▶ _DATA BLOCK_:
□ □ □ □ □ □ □

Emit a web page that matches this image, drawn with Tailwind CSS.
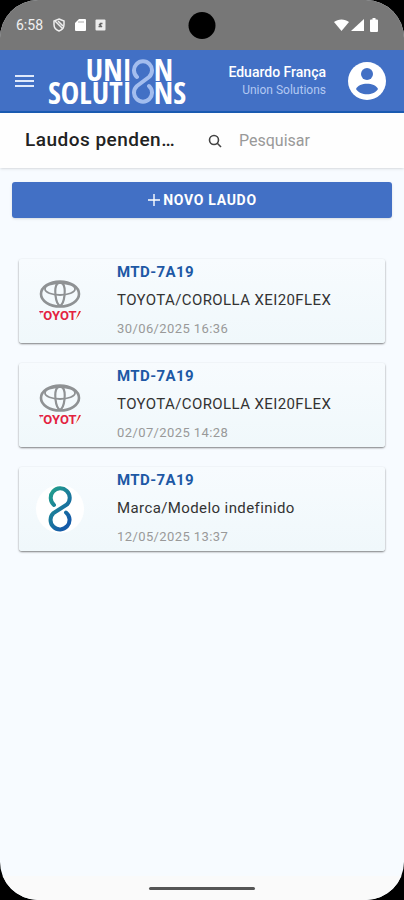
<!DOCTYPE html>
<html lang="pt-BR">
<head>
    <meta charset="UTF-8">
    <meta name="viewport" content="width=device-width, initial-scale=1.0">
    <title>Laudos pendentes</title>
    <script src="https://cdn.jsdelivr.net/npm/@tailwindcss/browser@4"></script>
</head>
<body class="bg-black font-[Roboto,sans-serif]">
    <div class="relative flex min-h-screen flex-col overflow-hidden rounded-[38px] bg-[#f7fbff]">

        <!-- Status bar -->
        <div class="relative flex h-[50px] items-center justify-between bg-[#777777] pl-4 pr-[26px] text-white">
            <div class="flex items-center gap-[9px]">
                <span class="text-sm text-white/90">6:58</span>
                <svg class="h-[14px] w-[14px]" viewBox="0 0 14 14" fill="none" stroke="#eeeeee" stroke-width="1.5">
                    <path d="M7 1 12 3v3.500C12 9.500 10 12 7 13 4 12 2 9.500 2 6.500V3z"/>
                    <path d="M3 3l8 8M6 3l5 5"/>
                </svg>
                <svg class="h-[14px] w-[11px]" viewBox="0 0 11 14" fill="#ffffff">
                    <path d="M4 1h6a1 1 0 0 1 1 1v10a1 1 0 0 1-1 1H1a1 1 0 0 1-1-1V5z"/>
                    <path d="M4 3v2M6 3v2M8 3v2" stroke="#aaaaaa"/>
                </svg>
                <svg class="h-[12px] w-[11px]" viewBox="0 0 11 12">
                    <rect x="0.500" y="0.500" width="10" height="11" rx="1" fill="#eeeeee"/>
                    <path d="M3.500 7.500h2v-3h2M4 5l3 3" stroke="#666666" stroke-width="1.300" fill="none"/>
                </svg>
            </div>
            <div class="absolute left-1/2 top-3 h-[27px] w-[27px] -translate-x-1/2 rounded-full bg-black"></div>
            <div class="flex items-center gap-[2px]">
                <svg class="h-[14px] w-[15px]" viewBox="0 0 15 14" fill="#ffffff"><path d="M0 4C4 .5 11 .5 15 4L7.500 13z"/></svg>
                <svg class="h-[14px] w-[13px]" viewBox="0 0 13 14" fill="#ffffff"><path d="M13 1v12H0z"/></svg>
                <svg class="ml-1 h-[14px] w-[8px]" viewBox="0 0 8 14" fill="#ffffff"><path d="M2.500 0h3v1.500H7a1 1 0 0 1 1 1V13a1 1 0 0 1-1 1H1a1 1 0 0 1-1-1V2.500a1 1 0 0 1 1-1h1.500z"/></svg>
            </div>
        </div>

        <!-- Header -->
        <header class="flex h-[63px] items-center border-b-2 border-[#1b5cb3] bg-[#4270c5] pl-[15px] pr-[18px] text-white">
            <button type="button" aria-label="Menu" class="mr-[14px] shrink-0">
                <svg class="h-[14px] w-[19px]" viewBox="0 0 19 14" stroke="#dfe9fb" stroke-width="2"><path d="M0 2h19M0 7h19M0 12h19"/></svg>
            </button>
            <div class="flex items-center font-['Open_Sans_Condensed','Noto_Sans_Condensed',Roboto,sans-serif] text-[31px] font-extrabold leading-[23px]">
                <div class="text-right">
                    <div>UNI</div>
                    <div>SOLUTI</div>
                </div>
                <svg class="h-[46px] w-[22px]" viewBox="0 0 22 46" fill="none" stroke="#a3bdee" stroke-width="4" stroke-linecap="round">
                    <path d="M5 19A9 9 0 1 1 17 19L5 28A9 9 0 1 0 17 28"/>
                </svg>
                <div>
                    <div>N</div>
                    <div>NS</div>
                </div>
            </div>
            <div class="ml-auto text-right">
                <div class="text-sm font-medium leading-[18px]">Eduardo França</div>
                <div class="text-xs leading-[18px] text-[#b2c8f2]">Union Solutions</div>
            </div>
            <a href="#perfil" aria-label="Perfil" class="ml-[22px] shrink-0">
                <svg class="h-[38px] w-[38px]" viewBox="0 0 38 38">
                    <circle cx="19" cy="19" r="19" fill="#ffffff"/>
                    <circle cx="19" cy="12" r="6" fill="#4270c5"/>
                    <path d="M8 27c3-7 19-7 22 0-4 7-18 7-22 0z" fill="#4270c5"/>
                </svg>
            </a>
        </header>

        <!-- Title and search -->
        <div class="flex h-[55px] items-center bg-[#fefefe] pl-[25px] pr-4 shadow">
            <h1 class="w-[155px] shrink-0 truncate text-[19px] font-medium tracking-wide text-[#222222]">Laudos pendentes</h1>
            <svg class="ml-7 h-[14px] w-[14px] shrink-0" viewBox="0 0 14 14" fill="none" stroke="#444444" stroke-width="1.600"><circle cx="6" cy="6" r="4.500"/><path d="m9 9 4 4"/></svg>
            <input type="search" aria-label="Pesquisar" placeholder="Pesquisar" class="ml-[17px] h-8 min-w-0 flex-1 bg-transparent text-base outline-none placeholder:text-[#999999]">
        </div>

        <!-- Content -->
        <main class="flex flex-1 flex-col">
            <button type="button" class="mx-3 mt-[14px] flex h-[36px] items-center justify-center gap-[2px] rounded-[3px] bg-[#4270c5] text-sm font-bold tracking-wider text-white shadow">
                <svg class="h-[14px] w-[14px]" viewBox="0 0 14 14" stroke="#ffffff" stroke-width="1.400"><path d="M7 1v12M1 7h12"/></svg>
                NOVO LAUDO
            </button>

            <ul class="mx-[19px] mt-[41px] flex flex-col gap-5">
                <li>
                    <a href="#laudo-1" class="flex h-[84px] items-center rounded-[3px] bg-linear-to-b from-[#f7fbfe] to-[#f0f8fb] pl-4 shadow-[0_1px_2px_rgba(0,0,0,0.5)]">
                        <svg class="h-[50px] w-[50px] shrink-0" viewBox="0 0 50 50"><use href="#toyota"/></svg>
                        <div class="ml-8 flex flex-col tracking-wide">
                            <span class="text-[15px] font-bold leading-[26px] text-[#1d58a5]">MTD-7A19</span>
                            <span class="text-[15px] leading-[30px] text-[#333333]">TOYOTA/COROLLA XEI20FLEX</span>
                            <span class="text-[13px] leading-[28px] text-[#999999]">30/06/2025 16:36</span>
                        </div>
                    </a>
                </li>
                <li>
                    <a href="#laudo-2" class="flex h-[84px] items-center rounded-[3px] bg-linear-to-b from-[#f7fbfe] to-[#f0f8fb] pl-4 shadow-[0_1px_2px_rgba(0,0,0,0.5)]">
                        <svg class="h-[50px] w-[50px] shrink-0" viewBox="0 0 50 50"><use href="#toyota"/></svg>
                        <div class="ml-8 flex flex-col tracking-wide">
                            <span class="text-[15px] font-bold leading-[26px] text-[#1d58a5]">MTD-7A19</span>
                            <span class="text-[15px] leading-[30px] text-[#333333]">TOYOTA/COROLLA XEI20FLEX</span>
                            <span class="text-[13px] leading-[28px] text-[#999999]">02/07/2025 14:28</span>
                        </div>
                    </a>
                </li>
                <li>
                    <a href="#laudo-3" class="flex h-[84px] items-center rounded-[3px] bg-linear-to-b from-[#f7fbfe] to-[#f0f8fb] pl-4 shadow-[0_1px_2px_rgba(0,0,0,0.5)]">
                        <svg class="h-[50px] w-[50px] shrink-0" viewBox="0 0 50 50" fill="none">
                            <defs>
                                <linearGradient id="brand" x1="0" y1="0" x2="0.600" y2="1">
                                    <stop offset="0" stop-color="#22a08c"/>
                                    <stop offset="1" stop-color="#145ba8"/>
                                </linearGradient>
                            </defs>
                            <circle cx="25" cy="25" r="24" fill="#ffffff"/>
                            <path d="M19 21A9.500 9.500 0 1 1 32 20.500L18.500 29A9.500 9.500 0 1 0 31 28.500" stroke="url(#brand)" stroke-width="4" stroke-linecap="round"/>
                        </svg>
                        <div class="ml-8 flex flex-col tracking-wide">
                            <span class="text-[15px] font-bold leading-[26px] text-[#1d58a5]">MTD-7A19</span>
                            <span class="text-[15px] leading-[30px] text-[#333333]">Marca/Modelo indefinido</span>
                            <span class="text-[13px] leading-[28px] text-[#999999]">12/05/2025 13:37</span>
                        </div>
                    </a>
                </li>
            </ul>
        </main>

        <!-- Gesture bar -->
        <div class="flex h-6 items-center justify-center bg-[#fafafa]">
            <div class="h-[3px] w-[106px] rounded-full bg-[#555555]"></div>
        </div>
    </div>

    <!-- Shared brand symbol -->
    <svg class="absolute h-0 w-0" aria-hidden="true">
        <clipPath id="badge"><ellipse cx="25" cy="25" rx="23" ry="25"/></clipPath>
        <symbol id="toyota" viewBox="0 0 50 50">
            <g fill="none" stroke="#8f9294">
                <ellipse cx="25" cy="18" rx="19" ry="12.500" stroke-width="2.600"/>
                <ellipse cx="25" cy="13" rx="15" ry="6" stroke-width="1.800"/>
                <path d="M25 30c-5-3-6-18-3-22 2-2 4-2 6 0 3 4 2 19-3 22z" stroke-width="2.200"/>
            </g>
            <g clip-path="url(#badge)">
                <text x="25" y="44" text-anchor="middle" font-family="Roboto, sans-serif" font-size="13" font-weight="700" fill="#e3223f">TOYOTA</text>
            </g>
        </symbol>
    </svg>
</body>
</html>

□ □ □ □ □ □ □

▶ _WRITTEN TASK_: Exactly reproduce the run of lines from the start of the listing through the line with "flex min-h-screen flex-col", inclusive; pictures are not copied.

▶ _RESPONSE TO THIS EXERCISE_:
Emit a web page that matches this image, drawn with Tailwind CSS.
<!DOCTYPE html>
<html lang="pt-BR">
<head>
    <meta charset="UTF-8">
    <meta name="viewport" content="width=device-width, initial-scale=1.0">
    <title>Laudos pendentes</title>
    <script src="https://cdn.jsdelivr.net/npm/@tailwindcss/browser@4"></script>
</head>
<body class="bg-black font-[Roboto,sans-serif]">
    <div class="relative flex min-h-screen flex-col overflow-hidden rounded-[38px] bg-[#f7fbff]">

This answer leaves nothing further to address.